> _To do_
All of the material should be reproduced exactly, with pictures left out.

#### Given material ####

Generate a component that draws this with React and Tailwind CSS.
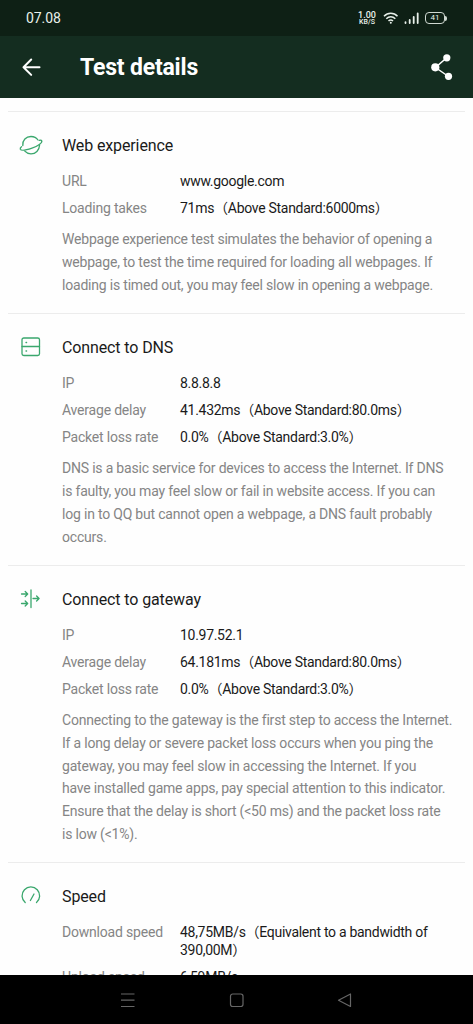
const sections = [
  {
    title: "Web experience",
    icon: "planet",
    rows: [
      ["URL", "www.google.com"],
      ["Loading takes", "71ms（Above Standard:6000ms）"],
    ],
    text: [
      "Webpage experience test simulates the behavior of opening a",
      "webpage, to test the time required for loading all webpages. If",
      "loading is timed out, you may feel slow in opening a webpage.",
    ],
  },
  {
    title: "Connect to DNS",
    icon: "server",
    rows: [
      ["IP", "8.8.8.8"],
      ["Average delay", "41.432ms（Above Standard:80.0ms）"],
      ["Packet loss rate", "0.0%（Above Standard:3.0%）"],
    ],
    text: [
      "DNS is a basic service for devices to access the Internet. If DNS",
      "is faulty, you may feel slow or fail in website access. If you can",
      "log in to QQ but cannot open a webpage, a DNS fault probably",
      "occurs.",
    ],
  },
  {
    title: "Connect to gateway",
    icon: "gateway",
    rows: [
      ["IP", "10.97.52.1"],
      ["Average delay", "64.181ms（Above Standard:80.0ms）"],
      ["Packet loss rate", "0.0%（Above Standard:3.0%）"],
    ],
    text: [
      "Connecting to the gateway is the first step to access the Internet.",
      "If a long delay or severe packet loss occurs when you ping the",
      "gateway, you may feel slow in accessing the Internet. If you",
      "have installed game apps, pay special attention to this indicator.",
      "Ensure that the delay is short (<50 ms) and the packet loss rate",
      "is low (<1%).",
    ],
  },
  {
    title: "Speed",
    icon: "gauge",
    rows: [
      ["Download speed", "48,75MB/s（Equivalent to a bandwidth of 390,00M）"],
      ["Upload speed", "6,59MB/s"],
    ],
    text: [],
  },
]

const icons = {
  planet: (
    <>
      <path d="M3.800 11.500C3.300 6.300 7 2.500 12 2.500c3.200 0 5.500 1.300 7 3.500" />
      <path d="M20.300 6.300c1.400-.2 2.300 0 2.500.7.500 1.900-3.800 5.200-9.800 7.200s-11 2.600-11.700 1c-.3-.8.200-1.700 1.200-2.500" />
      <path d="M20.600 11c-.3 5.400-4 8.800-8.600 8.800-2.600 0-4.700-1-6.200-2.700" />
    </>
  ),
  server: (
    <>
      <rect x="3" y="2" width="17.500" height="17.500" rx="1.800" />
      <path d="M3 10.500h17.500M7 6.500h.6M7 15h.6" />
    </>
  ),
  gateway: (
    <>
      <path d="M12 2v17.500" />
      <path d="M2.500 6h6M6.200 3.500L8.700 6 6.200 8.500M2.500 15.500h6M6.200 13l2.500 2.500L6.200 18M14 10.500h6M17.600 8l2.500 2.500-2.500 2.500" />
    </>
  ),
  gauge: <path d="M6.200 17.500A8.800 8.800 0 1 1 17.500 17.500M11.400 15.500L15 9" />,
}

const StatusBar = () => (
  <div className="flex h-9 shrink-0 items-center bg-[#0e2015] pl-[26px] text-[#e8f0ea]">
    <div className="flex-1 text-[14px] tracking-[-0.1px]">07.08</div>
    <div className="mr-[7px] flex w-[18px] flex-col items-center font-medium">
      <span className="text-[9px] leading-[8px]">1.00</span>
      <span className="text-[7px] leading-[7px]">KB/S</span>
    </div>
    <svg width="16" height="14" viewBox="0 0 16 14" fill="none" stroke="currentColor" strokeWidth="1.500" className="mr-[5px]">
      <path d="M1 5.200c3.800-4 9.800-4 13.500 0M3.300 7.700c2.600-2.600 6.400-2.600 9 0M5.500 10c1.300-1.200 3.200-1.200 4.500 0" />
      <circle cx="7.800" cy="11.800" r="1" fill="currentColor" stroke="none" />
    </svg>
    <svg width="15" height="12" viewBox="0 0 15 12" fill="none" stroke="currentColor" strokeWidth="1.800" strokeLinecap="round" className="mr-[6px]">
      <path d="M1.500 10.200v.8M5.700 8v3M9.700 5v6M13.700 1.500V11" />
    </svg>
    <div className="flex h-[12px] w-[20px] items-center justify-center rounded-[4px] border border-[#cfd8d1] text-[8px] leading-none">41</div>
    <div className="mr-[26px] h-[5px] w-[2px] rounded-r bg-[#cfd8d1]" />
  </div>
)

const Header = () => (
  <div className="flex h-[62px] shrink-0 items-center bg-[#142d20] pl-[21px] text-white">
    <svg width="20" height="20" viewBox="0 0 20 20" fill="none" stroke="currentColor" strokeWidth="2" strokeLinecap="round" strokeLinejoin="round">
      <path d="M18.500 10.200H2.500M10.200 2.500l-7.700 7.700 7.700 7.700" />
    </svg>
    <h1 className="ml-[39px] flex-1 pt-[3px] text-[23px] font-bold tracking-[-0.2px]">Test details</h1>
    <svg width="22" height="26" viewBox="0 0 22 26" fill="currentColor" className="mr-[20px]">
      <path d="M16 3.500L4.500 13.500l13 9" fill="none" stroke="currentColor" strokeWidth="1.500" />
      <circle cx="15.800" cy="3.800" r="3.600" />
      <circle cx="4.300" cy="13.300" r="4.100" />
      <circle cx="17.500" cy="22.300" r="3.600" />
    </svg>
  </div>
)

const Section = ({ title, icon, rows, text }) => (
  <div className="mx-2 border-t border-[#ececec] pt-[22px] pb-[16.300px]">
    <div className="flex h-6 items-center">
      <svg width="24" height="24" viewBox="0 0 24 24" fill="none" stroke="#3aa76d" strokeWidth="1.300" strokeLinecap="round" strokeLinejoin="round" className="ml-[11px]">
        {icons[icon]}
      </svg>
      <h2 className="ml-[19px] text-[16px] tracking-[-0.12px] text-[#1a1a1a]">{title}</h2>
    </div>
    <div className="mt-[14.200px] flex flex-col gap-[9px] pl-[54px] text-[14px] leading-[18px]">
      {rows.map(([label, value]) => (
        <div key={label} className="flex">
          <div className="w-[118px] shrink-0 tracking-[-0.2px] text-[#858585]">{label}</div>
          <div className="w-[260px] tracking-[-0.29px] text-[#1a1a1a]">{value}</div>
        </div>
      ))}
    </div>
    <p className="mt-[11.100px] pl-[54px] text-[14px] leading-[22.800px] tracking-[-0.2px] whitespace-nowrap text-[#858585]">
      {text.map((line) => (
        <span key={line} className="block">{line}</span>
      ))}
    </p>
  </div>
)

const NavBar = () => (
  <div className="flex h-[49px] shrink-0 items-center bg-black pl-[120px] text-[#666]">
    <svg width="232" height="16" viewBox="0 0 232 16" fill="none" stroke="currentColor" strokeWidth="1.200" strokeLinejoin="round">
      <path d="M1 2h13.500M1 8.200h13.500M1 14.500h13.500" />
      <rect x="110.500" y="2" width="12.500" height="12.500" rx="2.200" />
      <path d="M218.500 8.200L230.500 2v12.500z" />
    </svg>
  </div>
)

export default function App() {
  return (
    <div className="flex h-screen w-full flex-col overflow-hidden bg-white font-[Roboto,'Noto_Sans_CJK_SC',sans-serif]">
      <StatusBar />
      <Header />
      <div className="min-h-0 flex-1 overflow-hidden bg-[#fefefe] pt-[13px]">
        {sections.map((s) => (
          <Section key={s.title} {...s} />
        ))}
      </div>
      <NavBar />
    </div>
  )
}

####

> _Response_
Generate a component that draws this with React and Tailwind CSS.
const sections = [
  {
    title: "Web experience",
    icon: "planet",
    rows: [
      ["URL", "www.google.com"],
      ["Loading takes", "71ms（Above Standard:6000ms）"],
    ],
    text: [
      "Webpage experience test simulates the behavior of opening a",
      "webpage, to test the time required for loading all webpages. If",
      "loading is timed out, you may feel slow in opening a webpage.",
    ],
  },
  {
    title: "Connect to DNS",
    icon: "server",
    rows: [
      ["IP", "8.8.8.8"],
      ["Average delay", "41.432ms（Above Standard:80.0ms）"],
      ["Packet loss rate", "0.0%（Above Standard:3.0%）"],
    ],
    text: [
      "DNS is a basic service for devices to access the Internet. If DNS",
      "is faulty, you may feel slow or fail in website access. If you can",
      "log in to QQ but cannot open a webpage, a DNS fault probably",
      "occurs.",
    ],
  },
  {
    title: "Connect to gateway",
    icon: "gateway",
    rows: [
      ["IP", "10.97.52.1"],
      ["Average delay", "64.181ms（Above Standard:80.0ms）"],
      ["Packet loss rate", "0.0%（Above Standard:3.0%）"],
    ],
    text: [
      "Connecting to the gateway is the first step to access the Internet.",
      "If a long delay or severe packet loss occurs when you ping the",
      "gateway, you may feel slow in accessing the Internet. If you",
      "have installed game apps, pay special attention to this indicator.",
      "Ensure that the delay is short (<50 ms) and the packet loss rate",
      "is low (<1%).",
    ],
  },
  {
    title: "Speed",
    icon: "gauge",
    rows: [
      ["Download speed", "48,75MB/s（Equivalent to a bandwidth of 390,00M）"],
      ["Upload speed", "6,59MB/s"],
    ],
    text: [],
  },
]

const icons = {
  planet: (
    <>
      <path d="M3.800 11.500C3.300 6.300 7 2.500 12 2.500c3.200 0 5.500 1.300 7 3.500" />
      <path d="M20.300 6.300c1.400-.2 2.300 0 2.500.7.500 1.900-3.800 5.200-9.800 7.200s-11 2.600-11.700 1c-.3-.8.200-1.700 1.200-2.500" />
      <path d="M20.600 11c-.3 5.400-4 8.800-8.600 8.800-2.600 0-4.700-1-6.200-2.700" />
    </>
  ),
  server: (
    <>
      <rect x="3" y="2" width="17.500" height="17.500" rx="1.800" />
      <path d="M3 10.500h17.500M7 6.500h.6M7 15h.6" />
    </>
  ),
  gateway: (
    <>
      <path d="M12 2v17.500" />
      <path d="M2.500 6h6M6.200 3.500L8.700 6 6.200 8.500M2.500 15.500h6M6.200 13l2.500 2.500L6.200 18M14 10.500h6M17.600 8l2.500 2.500-2.500 2.500" />
    </>
  ),
  gauge: <path d="M6.200 17.500A8.800 8.800 0 1 1 17.500 17.500M11.400 15.500L15 9" />,
}

const StatusBar = () => (
  <div className="flex h-9 shrink-0 items-center bg-[#0e2015] pl-[26px] text-[#e8f0ea]">
    <div className="flex-1 text-[14px] tracking-[-0.1px]">07.08</div>
    <div className="mr-[7px] flex w-[18px] flex-col items-center font-medium">
      <span className="text-[9px] leading-[8px]">1.00</span>
      <span className="text-[7px] leading-[7px]">KB/S</span>
    </div>
    <svg width="16" height="14" viewBox="0 0 16 14" fill="none" stroke="currentColor" strokeWidth="1.500" className="mr-[5px]">
      <path d="M1 5.200c3.800-4 9.800-4 13.500 0M3.300 7.700c2.600-2.600 6.400-2.600 9 0M5.500 10c1.300-1.200 3.200-1.200 4.500 0" />
      <circle cx="7.800" cy="11.800" r="1" fill="currentColor" stroke="none" />
    </svg>
    <svg width="15" height="12" viewBox="0 0 15 12" fill="none" stroke="currentColor" strokeWidth="1.800" strokeLinecap="round" className="mr-[6px]">
      <path d="M1.500 10.200v.8M5.700 8v3M9.700 5v6M13.700 1.500V11" />
    </svg>
    <div className="flex h-[12px] w-[20px] items-center justify-center rounded-[4px] border border-[#cfd8d1] text-[8px] leading-none">41</div>
    <div className="mr-[26px] h-[5px] w-[2px] rounded-r bg-[#cfd8d1]" />
  </div>
)

const Header = () => (
  <div className="flex h-[62px] shrink-0 items-center bg-[#142d20] pl-[21px] text-white">
    <svg width="20" height="20" viewBox="0 0 20 20" fill="none" stroke="currentColor" strokeWidth="2" strokeLinecap="round" strokeLinejoin="round">
      <path d="M18.500 10.200H2.500M10.200 2.500l-7.700 7.700 7.700 7.700" />
    </svg>
    <h1 className="ml-[39px] flex-1 pt-[3px] text-[23px] font-bold tracking-[-0.2px]">Test details</h1>
    <svg width="22" height="26" viewBox="0 0 22 26" fill="currentColor" className="mr-[20px]">
      <path d="M16 3.500L4.500 13.500l13 9" fill="none" stroke="currentColor" strokeWidth="1.500" />
      <circle cx="15.800" cy="3.800" r="3.600" />
      <circle cx="4.300" cy="13.300" r="4.100" />
      <circle cx="17.500" cy="22.300" r="3.600" />
    </svg>
  </div>
)

const Section = ({ title, icon, rows, text }) => (
  <div className="mx-2 border-t border-[#ececec] pt-[22px] pb-[16.300px]">
    <div className="flex h-6 items-center">
      <svg width="24" height="24" viewBox="0 0 24 24" fill="none" stroke="#3aa76d" strokeWidth="1.300" strokeLinecap="round" strokeLinejoin="round" className="ml-[11px]">
        {icons[icon]}
      </svg>
      <h2 className="ml-[19px] text-[16px] tracking-[-0.12px] text-[#1a1a1a]">{title}</h2>
    </div>
    <div className="mt-[14.200px] flex flex-col gap-[9px] pl-[54px] text-[14px] leading-[18px]">
      {rows.map(([label, value]) => (
        <div key={label} className="flex">
          <div className="w-[118px] shrink-0 tracking-[-0.2px] text-[#858585]">{label}</div>
          <div className="w-[260px] tracking-[-0.29px] text-[#1a1a1a]">{value}</div>
        </div>
      ))}
    </div>
    <p className="mt-[11.100px] pl-[54px] text-[14px] leading-[22.800px] tracking-[-0.2px] whitespace-nowrap text-[#858585]">
      {text.map((line) => (
        <span key={line} className="block">{line}</span>
      ))}
    </p>
  </div>
)

const NavBar = () => (
  <div className="flex h-[49px] shrink-0 items-center bg-black pl-[120px] text-[#666]">
    <svg width="232" height="16" viewBox="0 0 232 16" fill="none" stroke="currentColor" strokeWidth="1.200" strokeLinejoin="round">
      <path d="M1 2h13.500M1 8.200h13.500M1 14.500h13.500" />
      <rect x="110.500" y="2" width="12.500" height="12.500" rx="2.200" />
      <path d="M218.500 8.200L230.500 2v12.500z" />
    </svg>
  </div>
)

export default function App() {
  return (
    <div className="flex h-screen w-full flex-col overflow-hidden bg-white font-[Roboto,'Noto_Sans_CJK_SC',sans-serif]">
      <StatusBar />
      <Header />
      <div className="min-h-0 flex-1 overflow-hidden bg-[#fefefe] pt-[13px]">
        {sections.map((s) => (
          <Section key={s.title} {...s} />
        ))}
      </div>
      <NavBar />
    </div>
  )
}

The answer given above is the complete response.